PM: How do you see, historically, the role of the League in contrast to, say, the role of the AIA? Is that something that’s ever on your minds?
RG: There’s a pretty clear thread over a long period of time that has shown the League to be a cultural, and not a professional, organization. While we do talk about ways in which practice has changed or ways in which technology has changed practice, for example, we don’t focus on the day-to-day issues or legalities of practice. The AIA New York, it should be said, doesn’t only focus on those aspects, either. But the League has always defined itself according to a specific definition of architecture—that is, as an art form. It has also always participated in the life of the city, in both small and big ways. So, in the late nineteenth century, for example, the League lobbied that the Metropolitan Museum of Art should open on Sundays for the enjoyment of workers on their day off. In the 1930s, its focus shifted to problems of housing, which we have returned to again and again over the past couple decades. We look at architecture as a cultural act.
AR: Architecture as a visual culture, too. The League had an annual exhibit pretty much from the get-go.
PM: Another thing the book reveals are the pairings or couplings of architects that you’ve made throughout the years. How intentional are these?
RG: There definitely are inevitably formal groupings that emerge at different times depending on the architectural climate of the time.

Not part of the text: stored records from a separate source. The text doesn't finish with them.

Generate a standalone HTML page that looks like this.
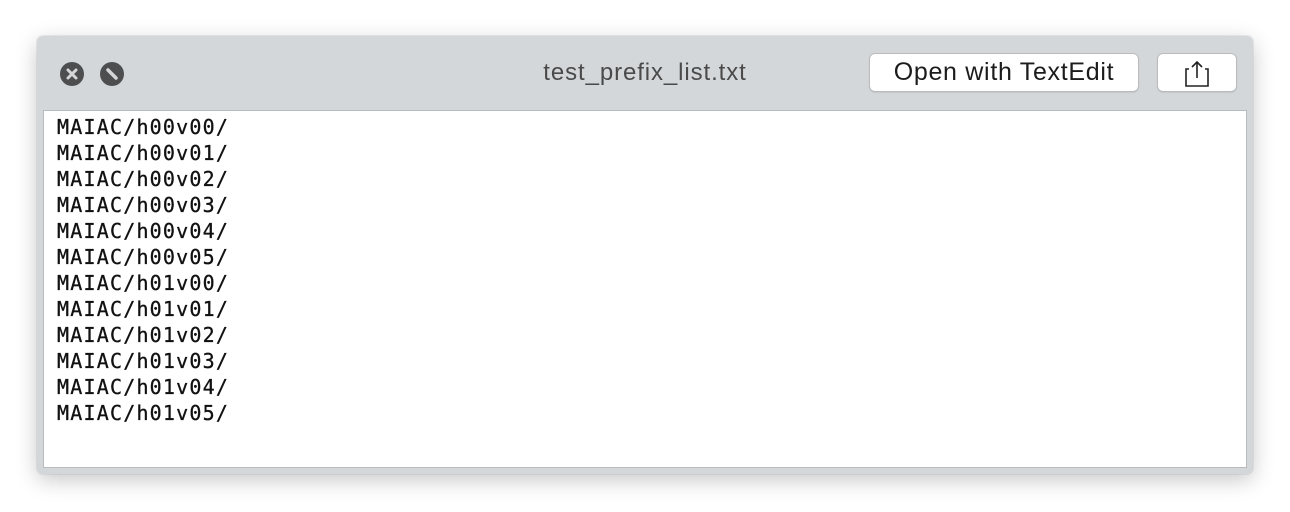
<!DOCTYPE html>
<html><head><style>
body{margin:0;width:1290px;height:512px;background:#fff;position:relative;overflow:hidden;font-family:"Liberation Sans",sans-serif}
.win{position:absolute;left:37px;top:36px;width:1216px;height:438px;background:#d4d7da;border-radius:6px;box-shadow:0 6px 22px rgba(0,0,0,.22),0 0 0 1px rgba(0,0,0,.06)}
.content{position:absolute;left:6px;top:74px;width:1202px;height:356px;background:#fff;border:1px solid #b9bcbf}
.txt{position:absolute;left:13px;top:3px;font-family:"DejaVu Sans Mono",monospace;font-size:20px;letter-spacing:1.2px;line-height:26px;color:#111;white-space:pre;-webkit-text-stroke:0.3px #111}
.title{position:absolute;left:0;width:1216px;top:23px;text-align:center;font-size:24px;letter-spacing:0.9px;color:#4a4a4a}
.btn{position:absolute;top:17px;height:39px;background:#fff;border:1px solid #b9bbbd;border-radius:6px;box-sizing:border-box;box-shadow:0 1px 1px rgba(0,0,0,.08)}
.b1{left:832px;width:270px;font-size:25px;letter-spacing:0.7px;text-align:center;line-height:37px;color:#1c1c1c}
.b2{left:1120px;width:80px}
.ic{position:absolute;top:26px;width:24px;height:24px;border-radius:50%;background:#4d4e50}
</style></head><body>
<div class="win">
<div class="ic" style="left:23px"><svg width="24" height="24"><path d="M8 8L16 16M16 8L8 16" stroke="#d4d7da" stroke-width="3" stroke-linecap="round"/></svg></div>
<div class="ic" style="left:63px"><svg width="24" height="24"><path d="M8 8L16 16" stroke="#d4d7da" stroke-width="3.5" stroke-linecap="round"/></svg></div>
<div class="title">test_prefix_list.txt</div>
<div class="btn b1">Open with TextEdit</div>
<div class="btn b2"><svg width="78" height="37"><path d="M31 15H28V32H50V15H47M39 24V8M34 13L39 8L44 13" fill="none" stroke="#222" stroke-width="1.6"/></svg></div>
<div class="content"><div class="txt">MAIAC/h00v00/
MAIAC/h00v01/
MAIAC/h00v02/
MAIAC/h00v03/
MAIAC/h00v04/
MAIAC/h00v05/
MAIAC/h01v00/
MAIAC/h01v01/
MAIAC/h01v02/
MAIAC/h01v03/
MAIAC/h01v04/
MAIAC/h01v05/</div></div>
</div>
</body></html>
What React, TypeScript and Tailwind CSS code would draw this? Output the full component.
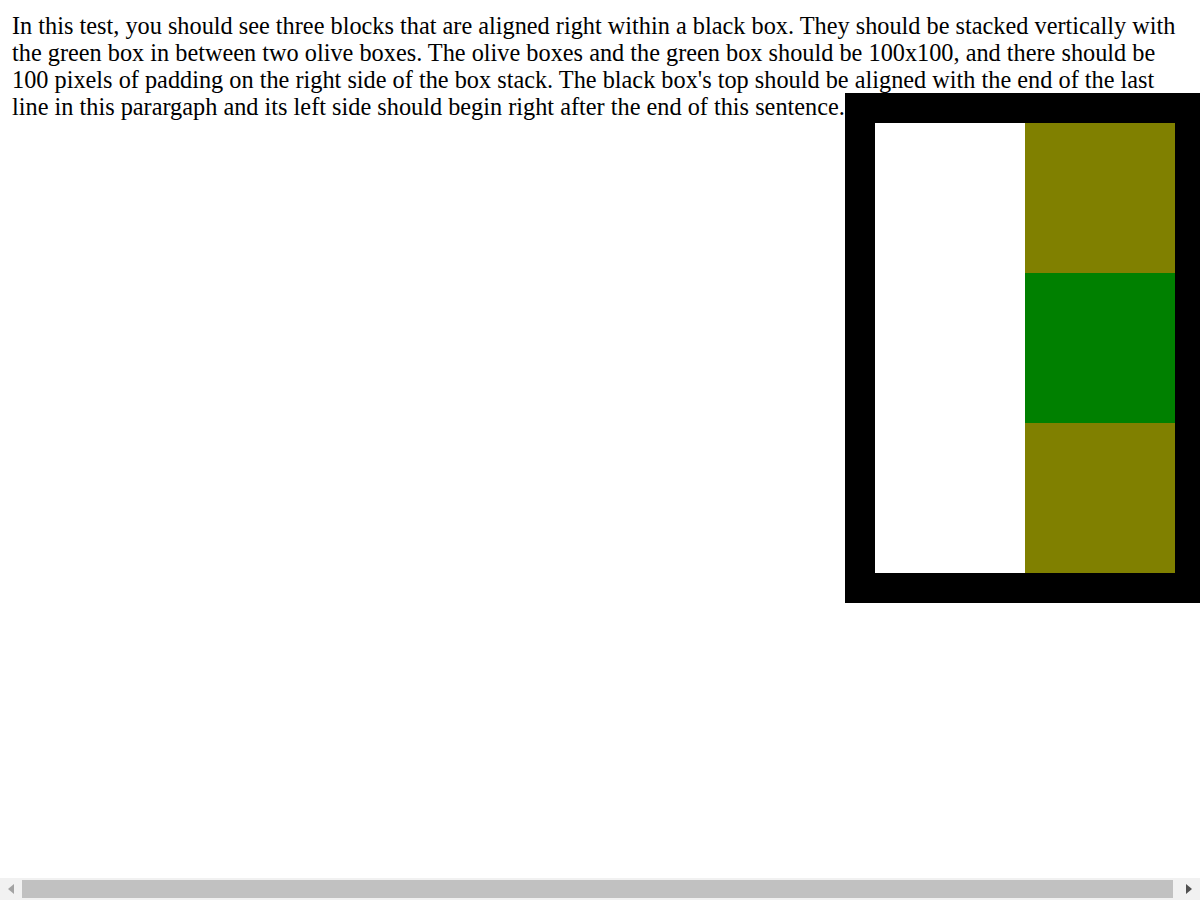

AR: We’re now seeing the ascendancy of both young and mid-career Mexican architects. It’s across the board both for this program and for younger practitioners chosen for the League Prize for Young Architects + Designers. We also see typological emphases or resonances—there have been inventive housing projects through the years, demonstrating creative models of development rather than just building for big stakeholders and developers. We shape the mix of winners each year—and we’ve actually had a debate about this—to represent different strands of ideas or debates that are going on. We try not to have a single interest.